There was a time when politicians and pundits worked to avoid being characterized as policy wonks. In 1988, Gary Hart mused in The New York Times that his sex scandal might have been good for his career. People would now see him as “a human being, not a cardboard cutout or some policy wonk.” But when Bill Clinton ran for president in 1992, he showed that the wonk could become human. Throughout that campaign, the press emphasized his personal charm and scrupulous intelligence. Just before Super Tuesday, the Times marveled that this “cross between LBJ and Elvis” could “get genuinely excited” when asked about stock depreciation compensation. More recently, former Representative Paul Ryan—who in another time might have been mistaken for cardboard—won press plaudits (and a VP nod) for his “policy smarts.”
Of course, not all candidates benefit from being seen as masters of policy. Hillary Clinton inherited her husband’s reputation for expertise, and Elizabeth Warren has built her candidacy around an impressive array of policies, yet both have faced sexist criticism for their supposed lack of warmth.

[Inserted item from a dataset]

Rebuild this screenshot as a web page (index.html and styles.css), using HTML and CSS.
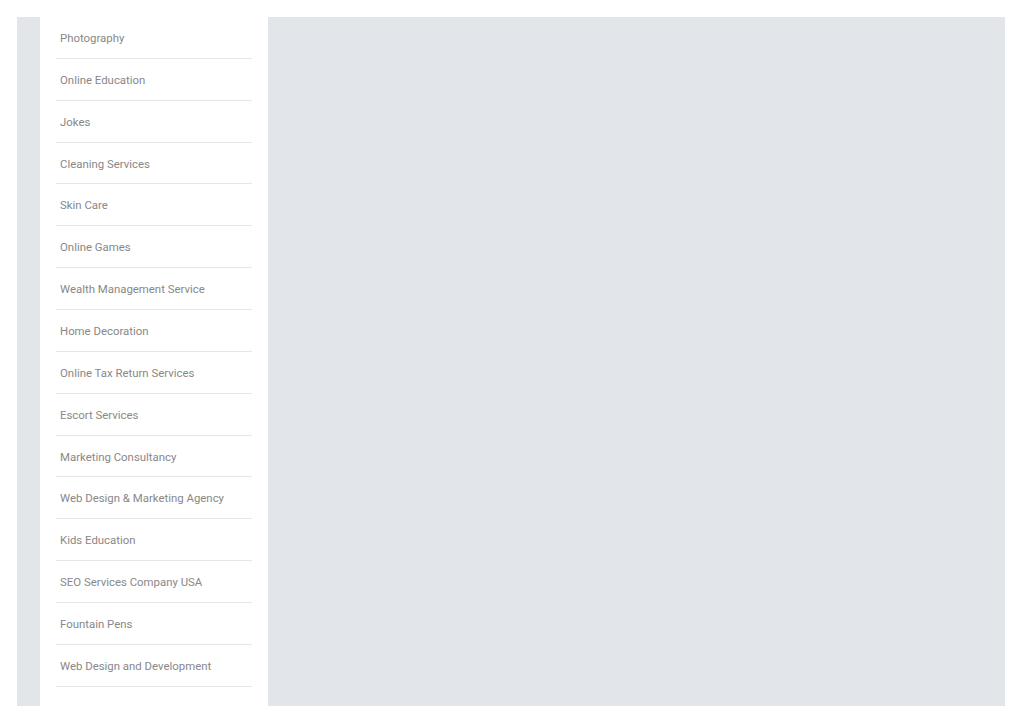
FILE: index.html
```html
<!DOCTYPE html>
<html lang="en">
<head>
    <meta charset="UTF-8">
    <meta name="viewport" content="width=device-width, initial-scale=1.0">
    <title>Categories</title>
    <link rel="stylesheet" href="styles.css">
</head>
<body>
    <div class="page">
        <div class="sidebar">
            <ul class="cat-list">
                <li><a href="#">Photography</a></li>
                <li><a href="#">Online Education</a></li>
                <li><a href="#">Jokes</a></li>
                <li><a href="#">Cleaning Services</a></li>
                <li><a href="#">Skin Care</a></li>
                <li><a href="#">Online Games</a></li>
                <li><a href="#">Wealth Management Service</a></li>
                <li><a href="#">Home Decoration</a></li>
                <li><a href="#">Online Tax Return Services</a></li>
                <li><a href="#">Escort Services</a></li>
                <li><a href="#">Marketing Consultancy</a></li>
                <li><a href="#">Web Design &amp; Marketing Agency</a></li>
                <li><a href="#">Kids Education</a></li>
                <li><a href="#">SEO Services Company USA</a></li>
                <li><a href="#">Fountain Pens</a></li>
                <li><a href="#">Web Design and Development</a></li>
            </ul>
        </div>
        <div class="content"></div>
    </div>
</body>
</html>
```

FILE: styles.css
```css
body {
    margin: 0;
    padding: 17px 19px 0 17px;
    font-family: Roboto, "Liberation Sans", Arial, sans-serif;
    background: #fff;
}

.page {
    display: flex;
    height: 689px;
    background: #e2e5e9;
    padding-left: 23px;
}

.sidebar {
    width: 196px;
    background: #fff;
    padding: 0 16px;
}

.cat-list {
    list-style: none;
    margin: 0;
    padding: 0;
}

.cat-list li {
    height: 40.87px;
    border-bottom: 1px solid #e6e6e6;
    display: flex;
    align-items: center;
}

.cat-list a {
    padding: 1px 0 0 4px;
    font-size: 11.4px;
    color: #888888;
    text-decoration: none;
}

.content {
    flex: 1;
}
```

Still, for most candidates, a devotion to “policy” is a mark of seriousness and responsibility.
On social media, people are regularly beseeched to vote for “policy, not personalities.” The word choice is telling, for if the policy wonk is smart, meticulous, and objective, his or her evil twin is the emotional, bombastic, and partisan politician. The voices of the establishment associate “personality” with outsider candidates like Donald Trump and Bernie Sanders, and “policy” with their own chosen standard-bearers. (Of course, Sanders has plenty of policy plans, but Washington insiders persist in framing his appeal, like Trump’s, in emotional terms—he has “fans,” where other politicians have “supporters.”)
Establishment politicians are worried about these kinds of candidates. That’s why they tend to exalt policy and demean “politics,” which takes place on the messier terrain where most of us live: in our desires, our resentments, sometimes our prejudices, and, yes, our feelings. As mayor of Atlanta in the 2000s, Shirley Franklin once told a reporter, “I don’t believe in playing politics with government policy,” a phrase that was echoed constantly in the debate over Obamacare.
The idea that we should keep politics out of government is a peculiar demand, but it’s also an elitist one: It suggests that democracy is best left to the experts. The trouble is, experts are routinely wrong, and practically no policy, no matter how meticulously crafted, ever passes Congress nowadays. If anything, the widespread reverence for it only betrays a fear of transformation.